Therapists also watch for side effects. Skin redness, fatigue, nausea, and difficulty swallowing are common depending on the treatment site, and therapists are often the first to notice these changes because they see the patient more frequently than the oncologist does. They document what they observe and flag concerns for the doctor. They also talk with family members and caregivers, helping them understand the treatment process and what kind of support the patient may need at home as side effects accumulate over the course of treatment.

Working With the Rest of the Care Team

Radiation therapists don’t work in isolation. They’re part of a team that includes the radiation oncologist (who designs and oversees the treatment plan), the medical physicist (who ensures the machines are calibrated and the plan is safe to deliver), and the medical dosimetrist (who calculates the optimal dose distribution). The oncologist and dosimetrist do most of their work before treatment begins, but the therapist is the person who executes that plan every single day.

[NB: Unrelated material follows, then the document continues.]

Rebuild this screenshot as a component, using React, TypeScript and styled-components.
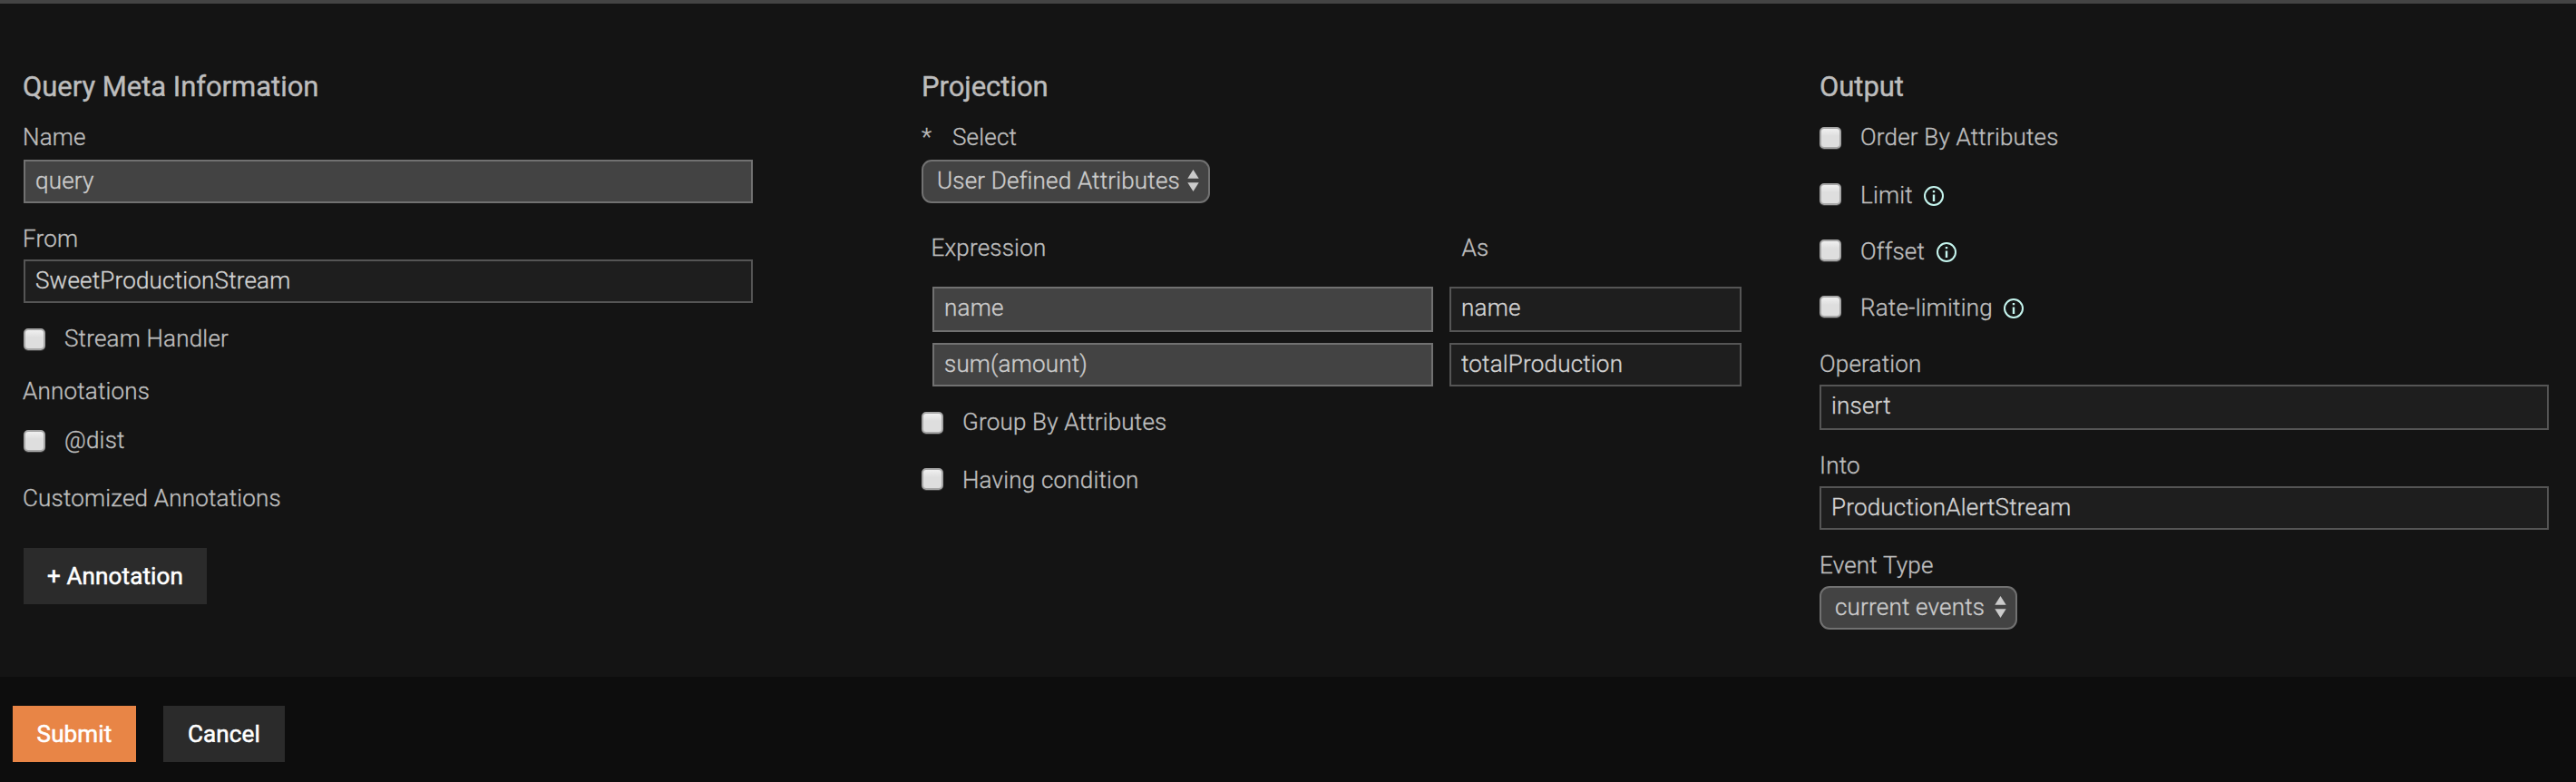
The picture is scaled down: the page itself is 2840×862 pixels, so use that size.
import React from 'react';
import styled, { createGlobalStyle } from 'styled-components';

const Global = createGlobalStyle`
  body { margin: 0; background: #0d0d0d; }
  *, *::before, *::after { box-sizing: border-box; }
`;

const Page = styled.div`
  height: 862px;
  font-family: Roboto, 'Liberation Sans', sans-serif;
  font-size: 26px;
  line-height: 30px;
  font-weight: 300;
  letter-spacing: 0.2px;
  color: #bdbdbd;
  -webkit-text-stroke: 0.35px;
`;

const Panel = styled.main`
  display: grid;
  grid-template-columns: 990px 990px 1fr;
  height: 746px;
  padding: 74px 30px 0 26px;
  background: #141414;
  border-top: 4px solid #444;
`;

const Column = styled.section<{ $indent?: number }>`
  display: flex;
  flex-direction: column;
  align-items: flex-start;
  text-indent: ${p => p.$indent ?? 0}px;
`;

const Heading = styled.h2`
  margin: 0 0 22px;
  font-size: 31px;
  line-height: 36px;
  font-weight: 400;
  letter-spacing: -0.04px;
  white-space: nowrap;
  -webkit-text-stroke: 0.4px;
`;

const Label = styled.div<{ $top?: number }>`
  margin-top: ${p => p.$top ?? 0}px;
  height: 30px;
  white-space: nowrap;
`;

const RequiredLabel = styled(Label)`
  display: flex;

  &::before {
    content: '*';
    width: 34px;
  }
`;

const Input = styled.input<{ $editable?: boolean; $width?: number; $height?: number; $top?: number }>`
  display: block;
  width: ${p => p.$width ?? 804}px;
  height: ${p => p.$height ?? 48}px;
  margin: ${p => p.$top ?? 0}px 0 0;
  padding: 6px 10px ${p => (p.$height ?? 48) - 40}px 11px;
  border: 2px solid ${p => (p.$editable ? '#717171' : '#555')};
  border-radius: 0;
  background: ${p => (p.$editable ? '#434343' : '#1e1e1e')};
  color: ${p => (p.$editable ? '#cbcbcb' : '#d2d2d2')};
  font: inherit;
  letter-spacing: inherit;
  outline: none;
`;

const SelectBox = styled.button<{ $width: number; $top: number }>`
  display: flex;
  align-items: center;
  justify-content: space-between;
  width: ${p => p.$width}px;
  height: 48px;
  margin: ${p => p.$top}px 0 0;
  padding: 0 10px 2px 15px;
  border: 2px solid #717171;
  border-radius: 11px;
  background: #434343;
  color: #cbcbcb;
  font: inherit;
  letter-spacing: inherit;
  white-space: nowrap;
`;

const Arrows = styled.svg`
  flex: none;
  width: 13px;
  height: 24px;
  fill: #cbcbcb;
`;

const CheckRow = styled.label<{ $top?: number }>`
  display: flex;
  align-items: flex-start;
  height: 30px;
  margin-top: ${p => p.$top ?? 0}px;
  text-indent: 0;
  white-space: nowrap;
`;

const Checkbox = styled.input.attrs({ type: 'checkbox' })<{ $drop?: number }>`
  appearance: none;
  flex: none;
  width: 24px;
  height: 24px;
  margin: ${p => p.$drop ?? 2}px 21px 0 0;
  border: 2px solid #a6a6a6;
  border-radius: 5px;
  background: linear-gradient(#f0f0f0, #dedede 40%, #dedede);
  box-shadow: 0 1px 0 #3c3c3c;
`;

const InfoIcon = styled.svg`
  width: 22px;
  height: 22px;
  margin: 5px 0 0 12.5px;
  color: #c5f5ee;
`;

const Grid = styled.div`
  display: grid;
  grid-template-columns: 552px 322px;
  column-gap: 18px;
  row-gap: 12px;
  margin: 28px 0 0 12px;
`;

const GridHead = styled.div`
  display: grid;
  grid-template-columns: 585px 1fr;
  margin: 34px 0 0 10.5px;
`;

const Button = styled.button<{ $width: number; $primary?: boolean; $top?: number }>`
  width: ${p => p.$width}px;
  height: 62px;
  margin: ${p => p.$top ?? 0}px 0 0;
  padding: 0;
  border: 0;
  background: ${p => (p.$primary ? '#e88546' : '#2b2b2b')};
  color: #fff;
  font: inherit;
  font-weight: 400;
  letter-spacing: 0.15px;
  -webkit-text-stroke: 0.55px;
`;

const Footer = styled.footer`
  display: flex;
  gap: 30px;
  height: 112px;
  padding: 32px 14px 0;
`;

const UpDown = () => (
  <Arrows viewBox="0 0 13 24">
    <path d="M6.5 0 12.7 9.7H0.3Z M0.3 14.3H12.7L6.5 24Z" />
  </Arrows>
);

const Info = () => (
  <InfoIcon viewBox="0 0 22 22" fill="none" stroke="currentColor" strokeWidth="2">
    <circle cx="11" cy="11" r="10" />
    <path d="M11 9.5V17M11 5V7.3" strokeWidth="2.4" />
  </InfoIcon>
);

type OptionProps = { label: string; top?: number; drop?: number; info?: boolean };

const Option = ({ label, top, drop, info }: OptionProps) => (
  <CheckRow $top={top}>
    <Checkbox $drop={drop} />
    {label}
    {info && <Info />}
  </CheckRow>
);

export default function App() {
  return (
    <Page>
      <Global />
      <Panel>
        <Column $indent={-1}>
          <Heading>Query Meta Information</Heading>
          <Label>Name</Label>
          <Input $editable $top={10} defaultValue="query" />
          <Label $top={24}>From</Label>
          <Input $top={8} readOnly value="SweetProductionStream" />
          <Option label="Stream Handler" top={24} drop={4} />
          <Label $top={28}>Annotations</Label>
          <Option label="@dist" top={24} drop={4} />
          <Label $top={34}>Customized Annotations</Label>
          <Button $width={202} $top={40}>+ Annotation</Button>
        </Column>

        <Column>
          <Heading>Projection</Heading>
          <RequiredLabel>Select</RequiredLabel>
          <SelectBox $width={318} $top={10}>
            User Defined Attributes
            <UpDown />
          </SelectBox>
          <GridHead>
            <Label>Expression</Label>
            <Label>As</Label>
          </GridHead>
          <Grid>
            <Input $editable $width={552} $height={50} defaultValue="name" />
            <Input $width={322} $height={50} readOnly value="name" />
            <Input $editable $width={552} defaultValue="sum(amount)" />
            <Input $width={322} readOnly value="totalProduction" />
          </Grid>
          <Option label="Group By Attributes" top={24} drop={4} />
          <Option label="Having condition" top={34} />
        </Column>

        <Column>
          <Heading>Output</Heading>
          <Option label="Order By Attributes" drop={4} />
          <Option label="Limit" top={34} info />
          <Option label="Offset" top={32} info />
          <Option label="Rate-limiting" top={32} info />
          <Label $top={32}>Operation</Label>
          <Input $top={8} $height={50} readOnly value="insert" />
          <Label $top={24}>Into</Label>
          <Input $top={8} readOnly value="ProductionAlertStream" />
          <Label $top={24}>Event Type</Label>
          <SelectBox $width={218} $top={8}>
            current events
            <UpDown />
          </SelectBox>
        </Column>
      </Panel>
      <Footer>
        <Button $primary $width={136}>Submit</Button>
        <Button $width={134}>Cancel</Button>
      </Footer>
    </Page>
  );
}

Communication between these roles is constant. If a therapist notices that a patient has lost weight or that a tumor appears to have shifted on the daily imaging, they bring it to the oncologist’s attention so the plan can be adjusted. On adaptive treatment platforms, this collaboration happens in real time during each session, with all three professionals reviewing updated images and approving modified plans before the beam turns on.

Radiation Safety Throughout the Day

Protecting patients from unnecessary radiation exposure is a core responsibility. Therapists follow the ALARA principle (keeping radiation “as low as reasonably achievable”) by shielding areas that don’t need to be treated and using the minimum imaging dose needed for accurate positioning. They also protect themselves. During treatment delivery, they operate the machine from behind a shielded wall. Personal dosimeters track their cumulative radiation exposure over time, ensuring it stays well within safe limits. The treatment vault itself is designed with thick concrete walls so that no radiation escapes the room.

Documentation and End-of-Day Tasks

Every treatment session generates records that need to be accurate and complete. Therapists log the dose delivered, the imaging used for positioning, any shifts made to the patient’s setup, and observations about the patient’s condition. These records are reviewed by the oncologist and become part of the patient’s permanent medical file. At the end of the day, therapists may also assist with treatment planning sessions for new patients, help with machine maintenance tasks, or prepare for the next day’s schedule. In large cancer centers that treat over 150 patients daily across multiple machines, coordination and scheduling are a constant background task that keeps the department running smoothly.